REQUIRED WORK ▸ In the material below, list every line carrying the string "TypeScript".

SUPPLIED MATERIAL ▸
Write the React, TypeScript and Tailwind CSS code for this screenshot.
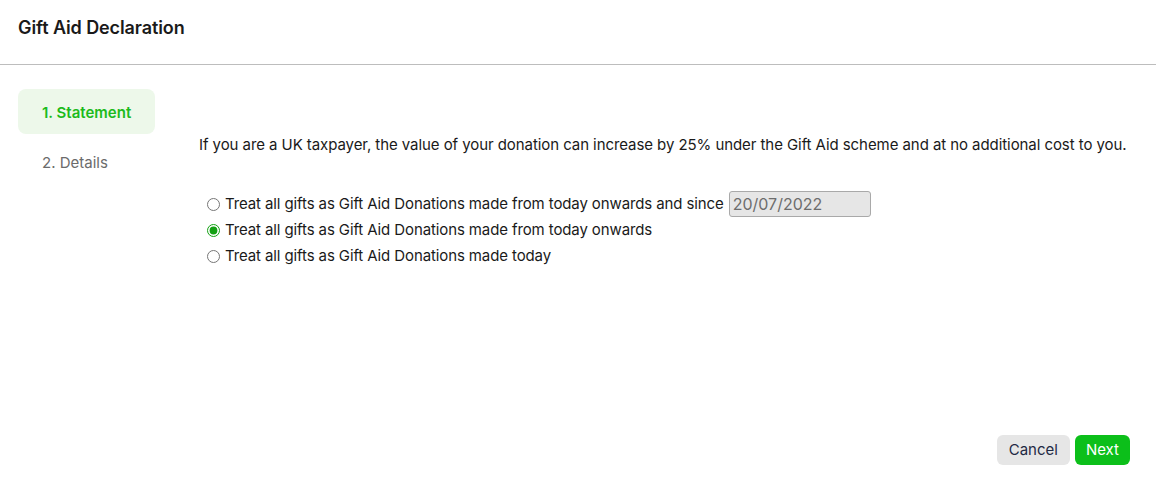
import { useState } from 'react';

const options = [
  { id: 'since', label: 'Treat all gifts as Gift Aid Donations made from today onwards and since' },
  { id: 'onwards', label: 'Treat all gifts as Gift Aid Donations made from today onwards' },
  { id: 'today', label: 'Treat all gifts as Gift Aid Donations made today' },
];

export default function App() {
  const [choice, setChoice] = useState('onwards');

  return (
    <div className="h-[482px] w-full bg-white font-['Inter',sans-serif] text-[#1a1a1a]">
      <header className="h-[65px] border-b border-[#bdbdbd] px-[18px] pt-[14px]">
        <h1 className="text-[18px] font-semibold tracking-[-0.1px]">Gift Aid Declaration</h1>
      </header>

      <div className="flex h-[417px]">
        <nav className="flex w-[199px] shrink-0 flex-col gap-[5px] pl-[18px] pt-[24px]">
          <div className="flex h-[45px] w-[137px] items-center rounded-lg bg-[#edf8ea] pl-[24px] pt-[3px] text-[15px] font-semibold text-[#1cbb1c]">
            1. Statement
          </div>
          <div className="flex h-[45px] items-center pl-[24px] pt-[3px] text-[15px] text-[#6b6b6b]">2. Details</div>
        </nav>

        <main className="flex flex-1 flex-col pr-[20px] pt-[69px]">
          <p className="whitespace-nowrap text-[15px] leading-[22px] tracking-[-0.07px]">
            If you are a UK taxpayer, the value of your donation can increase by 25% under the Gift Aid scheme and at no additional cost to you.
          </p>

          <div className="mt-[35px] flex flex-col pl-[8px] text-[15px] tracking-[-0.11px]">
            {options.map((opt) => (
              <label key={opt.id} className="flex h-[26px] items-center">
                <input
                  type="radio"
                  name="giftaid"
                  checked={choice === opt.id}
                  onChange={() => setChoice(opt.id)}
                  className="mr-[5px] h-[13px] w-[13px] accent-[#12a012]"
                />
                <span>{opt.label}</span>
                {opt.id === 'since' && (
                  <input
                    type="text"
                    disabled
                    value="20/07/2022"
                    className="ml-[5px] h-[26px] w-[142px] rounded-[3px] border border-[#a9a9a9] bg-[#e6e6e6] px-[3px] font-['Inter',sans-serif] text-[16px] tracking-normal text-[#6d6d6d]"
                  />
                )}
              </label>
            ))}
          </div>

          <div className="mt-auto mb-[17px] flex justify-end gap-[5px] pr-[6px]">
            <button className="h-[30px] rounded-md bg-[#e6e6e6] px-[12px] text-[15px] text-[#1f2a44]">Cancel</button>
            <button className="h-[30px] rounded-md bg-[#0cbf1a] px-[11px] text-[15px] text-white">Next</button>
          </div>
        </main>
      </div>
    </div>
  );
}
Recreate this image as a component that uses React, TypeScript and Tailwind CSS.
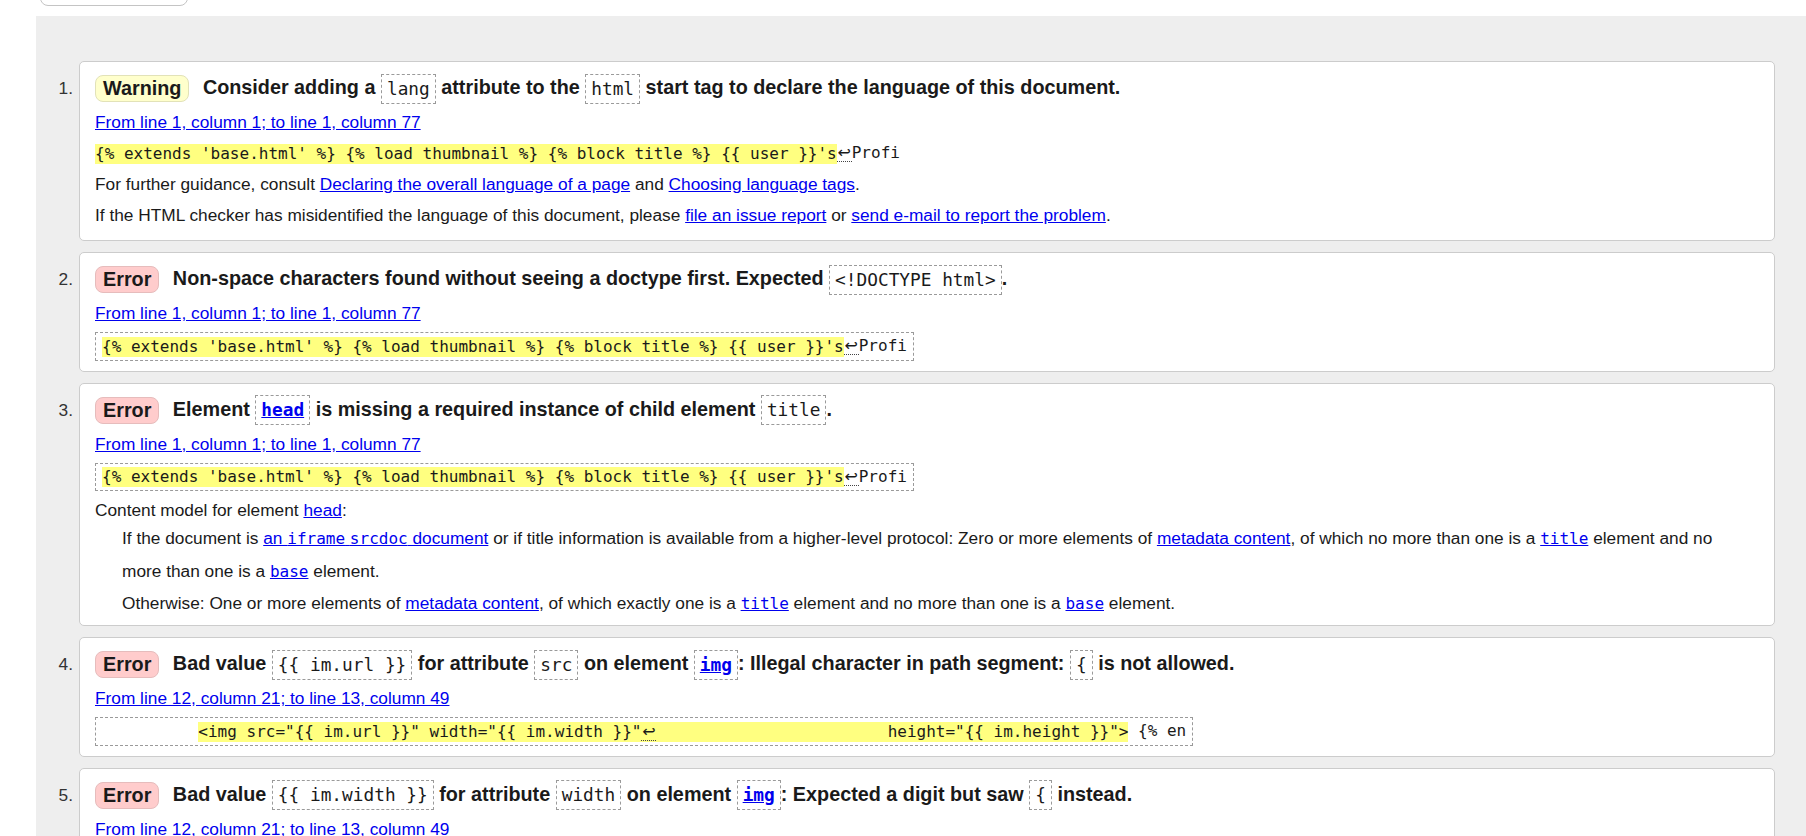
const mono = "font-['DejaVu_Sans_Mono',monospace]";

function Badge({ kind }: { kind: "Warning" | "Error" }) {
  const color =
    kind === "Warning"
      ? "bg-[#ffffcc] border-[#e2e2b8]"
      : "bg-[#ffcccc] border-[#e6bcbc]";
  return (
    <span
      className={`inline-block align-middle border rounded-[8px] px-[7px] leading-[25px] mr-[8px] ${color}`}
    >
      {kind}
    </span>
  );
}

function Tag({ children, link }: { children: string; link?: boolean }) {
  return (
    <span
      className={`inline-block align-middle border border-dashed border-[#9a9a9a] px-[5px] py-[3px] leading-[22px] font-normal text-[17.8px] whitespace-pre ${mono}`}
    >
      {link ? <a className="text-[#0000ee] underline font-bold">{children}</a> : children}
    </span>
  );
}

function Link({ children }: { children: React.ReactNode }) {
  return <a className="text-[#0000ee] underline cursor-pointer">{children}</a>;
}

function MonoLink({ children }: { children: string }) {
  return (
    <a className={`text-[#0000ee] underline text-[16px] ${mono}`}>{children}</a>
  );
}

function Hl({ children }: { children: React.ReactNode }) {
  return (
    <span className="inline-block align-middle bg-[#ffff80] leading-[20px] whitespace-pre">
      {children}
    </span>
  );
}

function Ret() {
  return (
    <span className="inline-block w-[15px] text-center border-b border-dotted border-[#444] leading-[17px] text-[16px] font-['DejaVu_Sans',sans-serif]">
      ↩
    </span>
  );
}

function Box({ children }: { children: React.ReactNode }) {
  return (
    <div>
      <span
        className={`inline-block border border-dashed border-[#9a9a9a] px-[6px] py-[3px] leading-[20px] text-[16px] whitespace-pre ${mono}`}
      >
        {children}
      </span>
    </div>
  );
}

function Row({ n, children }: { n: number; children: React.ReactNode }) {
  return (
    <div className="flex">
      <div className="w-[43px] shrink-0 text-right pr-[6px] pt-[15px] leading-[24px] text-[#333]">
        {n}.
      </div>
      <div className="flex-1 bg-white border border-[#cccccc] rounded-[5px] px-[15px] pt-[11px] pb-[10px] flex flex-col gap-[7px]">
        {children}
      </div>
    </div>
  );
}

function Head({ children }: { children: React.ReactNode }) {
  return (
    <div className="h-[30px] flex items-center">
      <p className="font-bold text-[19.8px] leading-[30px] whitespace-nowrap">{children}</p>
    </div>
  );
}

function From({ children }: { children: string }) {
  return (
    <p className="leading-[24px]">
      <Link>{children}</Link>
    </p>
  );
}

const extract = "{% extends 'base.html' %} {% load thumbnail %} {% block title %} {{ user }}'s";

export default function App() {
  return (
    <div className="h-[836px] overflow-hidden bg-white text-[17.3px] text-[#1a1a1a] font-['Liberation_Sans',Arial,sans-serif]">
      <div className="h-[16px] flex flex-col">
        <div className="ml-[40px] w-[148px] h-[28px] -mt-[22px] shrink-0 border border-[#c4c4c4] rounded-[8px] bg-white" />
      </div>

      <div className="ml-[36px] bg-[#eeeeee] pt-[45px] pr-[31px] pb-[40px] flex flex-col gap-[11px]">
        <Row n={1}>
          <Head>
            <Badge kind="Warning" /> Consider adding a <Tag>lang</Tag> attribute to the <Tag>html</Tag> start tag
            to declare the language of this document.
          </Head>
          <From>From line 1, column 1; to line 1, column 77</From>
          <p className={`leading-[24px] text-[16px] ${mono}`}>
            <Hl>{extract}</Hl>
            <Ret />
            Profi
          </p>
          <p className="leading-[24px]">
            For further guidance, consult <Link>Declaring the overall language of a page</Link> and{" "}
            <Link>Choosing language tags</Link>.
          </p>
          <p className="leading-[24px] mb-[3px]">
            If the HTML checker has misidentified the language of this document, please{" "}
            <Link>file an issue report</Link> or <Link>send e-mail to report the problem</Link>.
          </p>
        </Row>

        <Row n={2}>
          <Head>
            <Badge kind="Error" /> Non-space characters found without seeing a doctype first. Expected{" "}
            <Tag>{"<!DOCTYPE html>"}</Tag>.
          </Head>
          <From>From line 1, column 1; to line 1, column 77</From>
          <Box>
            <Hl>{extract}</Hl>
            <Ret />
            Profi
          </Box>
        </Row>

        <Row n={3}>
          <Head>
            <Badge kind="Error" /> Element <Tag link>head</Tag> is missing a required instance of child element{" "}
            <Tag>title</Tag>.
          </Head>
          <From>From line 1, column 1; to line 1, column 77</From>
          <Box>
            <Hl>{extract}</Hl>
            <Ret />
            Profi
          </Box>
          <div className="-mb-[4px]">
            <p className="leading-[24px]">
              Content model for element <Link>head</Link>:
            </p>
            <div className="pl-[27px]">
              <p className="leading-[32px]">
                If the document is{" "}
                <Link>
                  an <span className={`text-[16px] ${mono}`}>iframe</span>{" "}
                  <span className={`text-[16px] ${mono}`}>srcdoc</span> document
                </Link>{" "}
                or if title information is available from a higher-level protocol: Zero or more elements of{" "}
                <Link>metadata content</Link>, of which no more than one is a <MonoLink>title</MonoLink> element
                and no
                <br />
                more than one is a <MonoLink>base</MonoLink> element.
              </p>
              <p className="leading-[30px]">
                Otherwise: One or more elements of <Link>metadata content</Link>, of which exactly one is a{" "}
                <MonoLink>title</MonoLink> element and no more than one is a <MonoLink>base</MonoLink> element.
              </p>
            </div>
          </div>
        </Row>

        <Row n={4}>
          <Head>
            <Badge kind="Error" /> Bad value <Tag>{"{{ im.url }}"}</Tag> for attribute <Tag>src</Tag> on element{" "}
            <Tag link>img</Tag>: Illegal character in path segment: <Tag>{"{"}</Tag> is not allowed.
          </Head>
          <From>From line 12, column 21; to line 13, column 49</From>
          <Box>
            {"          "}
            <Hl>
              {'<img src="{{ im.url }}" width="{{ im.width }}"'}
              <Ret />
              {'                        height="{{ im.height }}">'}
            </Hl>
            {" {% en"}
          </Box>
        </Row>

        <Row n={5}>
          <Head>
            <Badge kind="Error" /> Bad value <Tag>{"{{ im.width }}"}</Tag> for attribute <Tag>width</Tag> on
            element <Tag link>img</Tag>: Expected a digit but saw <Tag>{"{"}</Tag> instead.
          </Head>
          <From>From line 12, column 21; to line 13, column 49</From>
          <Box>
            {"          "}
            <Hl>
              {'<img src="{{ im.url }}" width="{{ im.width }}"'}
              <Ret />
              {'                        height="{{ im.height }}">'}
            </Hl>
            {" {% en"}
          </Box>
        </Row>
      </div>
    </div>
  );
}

RESULT OF THIS EXERCISE ▸
Write the React, TypeScript and Tailwind CSS code for this screenshot.
Recreate this image as a component that uses React, TypeScript and Tailwind CSS.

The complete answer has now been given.